実際を見てみよう。中央アジア、特に南半分はアム河、シル河に挟まれたメソポタミヤのような農耕地帯で、ペルシャ諸王朝の重要部分として古い歴史を持つ。だがその後19世紀ロシア帝国、ついでソ連の支配下に入り、1991年ソ連の崩壊とともに独立した中央アジア五カ国は今、人口は合わせて6700万人弱 、GDPは3400億ドル弱 (うちカザフスタン、トルクメニスタンは原油・天然ガス輸出への依存度が高い)、しかも内陸にあるため輸出、輸入とも輸送費のハンディがある。そして政治には中世以来の権威主義、経済にはソ連時代の集権制が根強く残る。

今、中央アジア諸国は、中国マネーに惹かれる。習近平国家主席の下、中国は「一帯一路」を標榜し、シルクロード基金(資本金400億ドル)やアジア・インフラ投資銀行AIIB(資本金1000億ドル)を作って、何でも融資してやるぞとの構えを見せる。中央アジアを旧ソ連の中で残された数少ない勢力圏と考えるロシアも、当初この中国に抵抗したものの、3月にはAIIBに参加を表明、中国マネーをむしろ利用する方向に転じた。
しかし中国は歴史上、中央アジアを支配したことはない。ジンギスカンは残虐な征服をしたが、彼はモンゴル人である。中央アジアは中国に文化的親近感を持たず、エリートの間ではロシア語や、ロシアへの留学が相変わらず幅を効かせる。

そしてタジキスタン、ウズベキスタン、トルクメニスタンが国境を接するアフガニスタンでは、タリバン勢力が近づいている。ロシアはタジキスタンに1個師団の兵力を保持しているし、集団安全保障条約機構と称する仕組みの中で、緊急に展開できる空挺軍も持っており、中央アジア諸国にとっては、最後の頼みの綱になる。

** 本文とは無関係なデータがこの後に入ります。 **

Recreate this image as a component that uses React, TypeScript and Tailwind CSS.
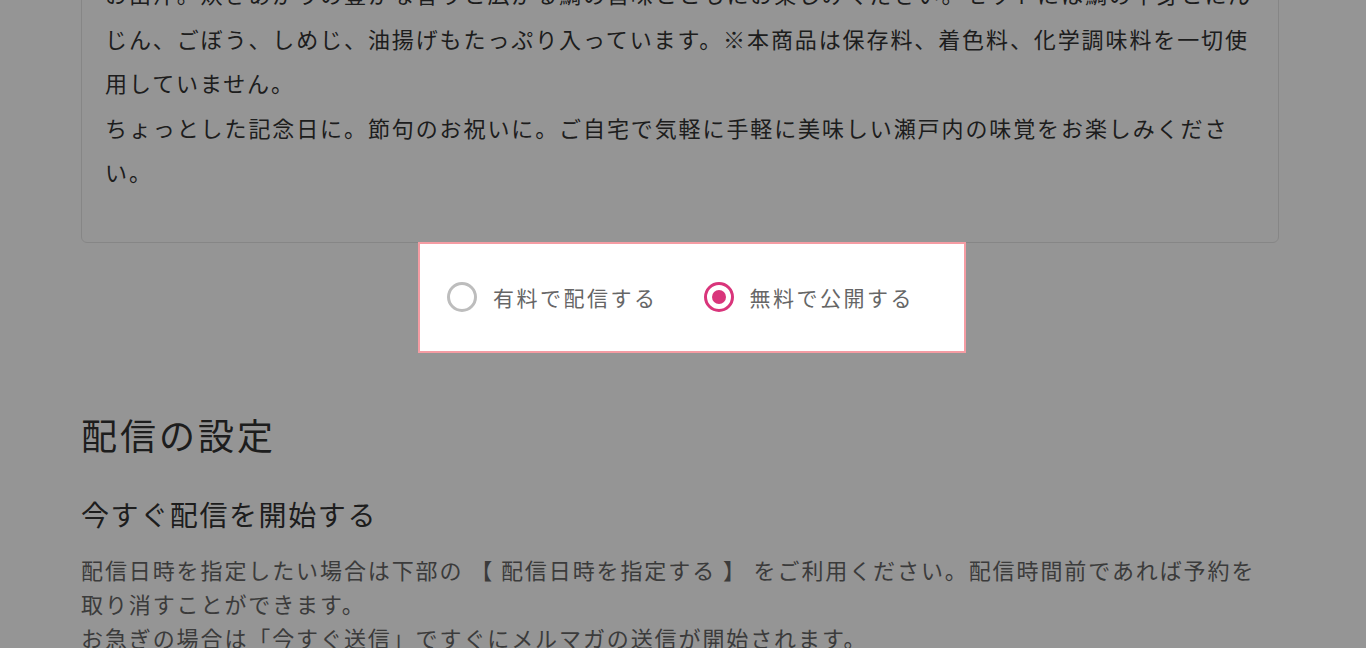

だから中国がやっていることは、一昔前の日本の「小切手外交」にも似て、今回のように中国が経済不振に陥ると行き詰る。「カネの切れ目が縁の切れ目」になりかねないのである。中央アジア横断鉄道建設構想のような大風呂敷も、中央アジア諸国間の不和などのあおりを受けて、いっこうに進んでいない。

中央アジアの独立性・一体性――それは日本の利益

現代の中央アジアはユーラシアの心臓部ではないし、日本の死命を制するところでもない。しかし中央アジアはロシアの下腹、中国の裏庭に相当する位置にあり、そこに独立した大きな勢力があると、日本にとって大事な相手になるだろう。それに、中央アジア5カ国が独立して以来、日本は一貫して関係を築いてきた。これまでに4000億円強のODA(多くは借款)を供与して、道路や橋や工場などのインフラを作り、日本語教育も奨励してきた。旧ソ連地域全体で日本語弁論大会をすると、中央アジアの若者たちが上位を独占する。そして、日本人が歴代総裁を務めるアジア開発銀行は、日本を上回るインフラ融資をこの地域にしてきた。重点対象のウズベキスタンだけでも、これまでに40億ドル強の融資をしているのである。

というわけで、今回安倍総理が中央アジアでやっているのは、中央アジア諸国の発展を助け、この5カ国が独立性をますます強化、そしてできればASEANのような緩い結合体として一つの声で大国にも物申すことができるようになる手助けをする、ということなのだと思う。中央アジア諸国は独立国家である。彼らがいずれの大国にも依存し過ぎることがないように、日本はオプションを提供する。

ここで日本は、ロシアや中国に向きになって対抗しようと思わない方がいい。そんな必要は全くないし、中国が西方に目を向けるのは歓迎だ。AIIBやシルクロード基金と日本のJICAが協調融資することだってあるだろう。日本のODAでロシア製トラクターを購入して中央アジアに供与したこともあるのだ。ロシア製品は安いし頑丈だし、中央アジア諸国の農民が使い慣れ、修理体制があるからだ。

中央アジア諸国の独立性、一体性を促進する。それは中央アジア諸国自身の利益、そしてそのまま日本の利益。両者の利益は一致している。